The revelation that some CEOs are earning nearly 500 times the average worker's wage has intensified concerns regarding corporate inequality and the fairness of modern remuneration practices. While boards often justify these massive payouts as necessary for performance, the optics of such extreme wealth concentration during a period of modest wage growth for the average Australian are increasingly difficult to defend. This disparity risks eroding public trust in major institutions and fuels the perception that the corporate elite are disconnected from the economic realities faced by their employees.
There is also a growing skepticism regarding the effectiveness of these incentive structures. Critics argue that when pay is so heavily weighted toward share options, it can encourage executives to prioritize short-term stock price manipulation over the long-term health of the company or the well-being of its workforce. In some instances, external market factors—rather than the specific actions of the CEO—can drive share prices upward, leading to windfalls that do not necessarily reflect genuine leadership excellence or operational improvement.
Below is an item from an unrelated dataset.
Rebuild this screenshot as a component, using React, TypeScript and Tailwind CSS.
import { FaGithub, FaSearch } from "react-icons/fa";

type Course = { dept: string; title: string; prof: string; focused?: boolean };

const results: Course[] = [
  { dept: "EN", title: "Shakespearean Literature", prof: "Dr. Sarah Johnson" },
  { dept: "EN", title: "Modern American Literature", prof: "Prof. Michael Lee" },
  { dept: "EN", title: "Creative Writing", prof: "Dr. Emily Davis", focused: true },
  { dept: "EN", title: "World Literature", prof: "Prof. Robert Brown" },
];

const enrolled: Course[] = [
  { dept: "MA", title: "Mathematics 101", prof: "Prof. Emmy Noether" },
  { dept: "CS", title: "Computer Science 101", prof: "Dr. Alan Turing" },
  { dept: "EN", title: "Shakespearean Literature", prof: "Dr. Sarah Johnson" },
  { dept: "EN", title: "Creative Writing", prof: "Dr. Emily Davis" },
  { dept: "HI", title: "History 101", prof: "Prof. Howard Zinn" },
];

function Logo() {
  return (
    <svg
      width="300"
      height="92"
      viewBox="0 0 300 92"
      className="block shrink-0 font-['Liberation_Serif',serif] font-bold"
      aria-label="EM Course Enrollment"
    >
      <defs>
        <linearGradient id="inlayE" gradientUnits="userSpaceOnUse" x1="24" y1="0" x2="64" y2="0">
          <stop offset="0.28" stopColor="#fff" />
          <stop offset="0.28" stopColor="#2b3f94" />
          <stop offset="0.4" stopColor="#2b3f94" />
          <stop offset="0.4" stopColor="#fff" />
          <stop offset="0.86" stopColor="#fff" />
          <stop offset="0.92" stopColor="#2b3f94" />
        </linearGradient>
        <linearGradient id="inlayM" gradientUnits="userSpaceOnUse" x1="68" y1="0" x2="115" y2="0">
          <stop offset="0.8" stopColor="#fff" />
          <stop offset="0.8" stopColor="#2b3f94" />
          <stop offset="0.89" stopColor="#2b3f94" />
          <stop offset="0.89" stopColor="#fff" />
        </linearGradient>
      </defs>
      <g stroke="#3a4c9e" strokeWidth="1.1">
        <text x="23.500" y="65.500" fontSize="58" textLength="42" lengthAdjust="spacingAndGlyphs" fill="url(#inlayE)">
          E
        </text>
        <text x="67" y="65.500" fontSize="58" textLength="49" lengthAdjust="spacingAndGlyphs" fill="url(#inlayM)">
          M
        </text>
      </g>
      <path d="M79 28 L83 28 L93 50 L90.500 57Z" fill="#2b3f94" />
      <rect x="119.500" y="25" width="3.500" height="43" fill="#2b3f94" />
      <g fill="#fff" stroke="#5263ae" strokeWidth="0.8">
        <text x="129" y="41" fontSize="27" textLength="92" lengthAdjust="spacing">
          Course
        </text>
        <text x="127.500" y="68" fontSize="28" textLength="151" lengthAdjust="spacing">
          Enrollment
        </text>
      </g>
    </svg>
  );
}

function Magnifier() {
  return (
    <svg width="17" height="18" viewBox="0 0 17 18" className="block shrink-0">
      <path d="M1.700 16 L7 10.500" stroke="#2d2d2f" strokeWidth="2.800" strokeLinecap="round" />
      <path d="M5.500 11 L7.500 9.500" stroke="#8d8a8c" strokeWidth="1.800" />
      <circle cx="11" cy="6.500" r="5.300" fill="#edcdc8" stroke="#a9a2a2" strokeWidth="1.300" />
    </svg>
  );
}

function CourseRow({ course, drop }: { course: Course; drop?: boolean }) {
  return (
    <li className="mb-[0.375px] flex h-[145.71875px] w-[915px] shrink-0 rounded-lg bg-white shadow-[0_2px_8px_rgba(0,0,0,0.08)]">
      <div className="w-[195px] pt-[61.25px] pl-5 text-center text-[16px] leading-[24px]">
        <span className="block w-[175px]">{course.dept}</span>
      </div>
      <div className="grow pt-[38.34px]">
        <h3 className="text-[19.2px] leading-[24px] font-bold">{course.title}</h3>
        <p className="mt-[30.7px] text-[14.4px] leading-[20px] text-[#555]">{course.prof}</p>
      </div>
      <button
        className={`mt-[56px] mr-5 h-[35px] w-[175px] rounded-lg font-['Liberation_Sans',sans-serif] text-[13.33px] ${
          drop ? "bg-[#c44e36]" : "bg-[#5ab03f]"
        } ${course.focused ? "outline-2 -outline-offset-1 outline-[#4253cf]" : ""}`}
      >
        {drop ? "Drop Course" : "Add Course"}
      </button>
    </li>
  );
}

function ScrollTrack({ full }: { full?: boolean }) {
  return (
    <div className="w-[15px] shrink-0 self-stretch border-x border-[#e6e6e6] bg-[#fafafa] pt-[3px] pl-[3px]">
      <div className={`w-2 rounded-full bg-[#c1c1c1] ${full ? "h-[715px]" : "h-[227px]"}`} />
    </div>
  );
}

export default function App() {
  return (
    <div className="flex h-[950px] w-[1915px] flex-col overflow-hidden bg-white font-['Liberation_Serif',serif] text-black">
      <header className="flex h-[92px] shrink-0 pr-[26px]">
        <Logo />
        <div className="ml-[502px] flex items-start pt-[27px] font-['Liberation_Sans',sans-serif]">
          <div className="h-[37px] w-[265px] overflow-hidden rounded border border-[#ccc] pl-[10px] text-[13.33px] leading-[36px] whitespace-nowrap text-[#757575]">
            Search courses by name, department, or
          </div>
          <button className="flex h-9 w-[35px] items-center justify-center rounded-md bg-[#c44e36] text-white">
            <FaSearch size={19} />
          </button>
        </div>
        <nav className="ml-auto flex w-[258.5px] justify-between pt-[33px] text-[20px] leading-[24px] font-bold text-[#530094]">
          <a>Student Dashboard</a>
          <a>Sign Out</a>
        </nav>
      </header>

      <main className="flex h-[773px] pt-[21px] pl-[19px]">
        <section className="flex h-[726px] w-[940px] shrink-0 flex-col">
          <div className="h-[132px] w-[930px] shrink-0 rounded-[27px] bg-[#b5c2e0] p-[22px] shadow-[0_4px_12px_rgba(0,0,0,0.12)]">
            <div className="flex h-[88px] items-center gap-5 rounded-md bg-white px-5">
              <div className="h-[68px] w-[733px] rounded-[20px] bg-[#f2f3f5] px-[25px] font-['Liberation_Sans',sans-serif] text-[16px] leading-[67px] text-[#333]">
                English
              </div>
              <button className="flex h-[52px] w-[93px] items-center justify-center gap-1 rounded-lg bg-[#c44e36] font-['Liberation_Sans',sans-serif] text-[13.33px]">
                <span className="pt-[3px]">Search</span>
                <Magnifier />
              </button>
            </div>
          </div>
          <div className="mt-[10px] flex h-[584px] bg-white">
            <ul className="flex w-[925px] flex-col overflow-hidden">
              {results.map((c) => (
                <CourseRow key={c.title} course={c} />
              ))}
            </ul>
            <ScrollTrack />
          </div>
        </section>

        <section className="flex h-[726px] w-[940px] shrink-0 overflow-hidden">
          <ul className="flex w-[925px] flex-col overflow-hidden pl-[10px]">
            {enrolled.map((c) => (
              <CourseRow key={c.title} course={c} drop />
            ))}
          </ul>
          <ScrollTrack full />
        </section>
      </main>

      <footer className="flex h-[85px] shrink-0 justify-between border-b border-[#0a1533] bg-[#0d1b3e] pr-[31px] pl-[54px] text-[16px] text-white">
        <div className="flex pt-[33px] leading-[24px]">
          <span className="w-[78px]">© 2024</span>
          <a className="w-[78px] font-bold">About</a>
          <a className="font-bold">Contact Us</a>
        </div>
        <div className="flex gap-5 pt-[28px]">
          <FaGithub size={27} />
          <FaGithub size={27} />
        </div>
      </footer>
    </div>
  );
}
Furthermore, the influence of US-style compensation models in Australia is seen by many as a negative development. By importing these aggressive pay practices, Australian companies may be creating a 'ratchet effect' where executive pay continues to climb regardless of whether the company is truly outperforming its peers. This trend puts pressure on remuneration committees to match international benchmarks, even when those benchmarks are disconnected from the local economic context or the company's actual performance relative to its Australian competitors.
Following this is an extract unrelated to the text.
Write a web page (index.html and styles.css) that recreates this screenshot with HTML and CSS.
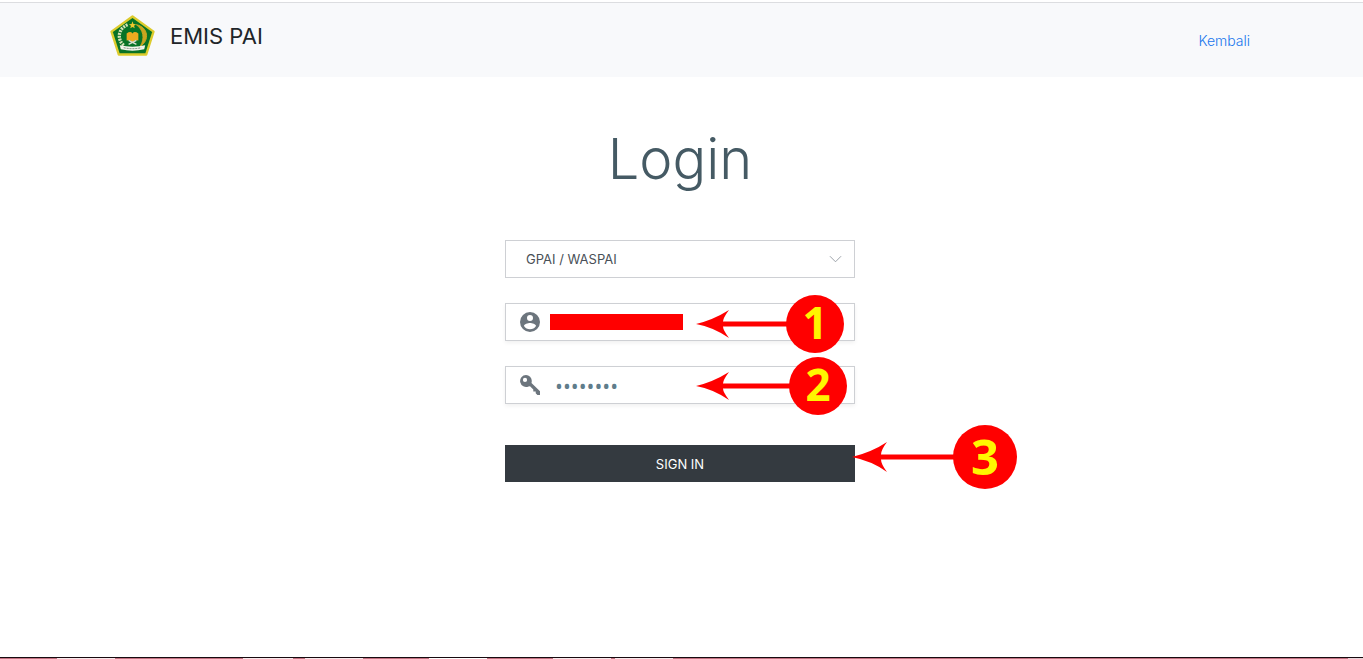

For the broader community, the stakes are high. When executive pay becomes untethered from the lived experience of the average worker, it undermines the social contract that underpins a healthy economy. Institutional investors and superannuation funds have a responsibility to push back against these runaway increases, ensuring that corporate rewards are distributed more equitably and that executive pay remains grounded in reasonable, transparent, and defensible metrics.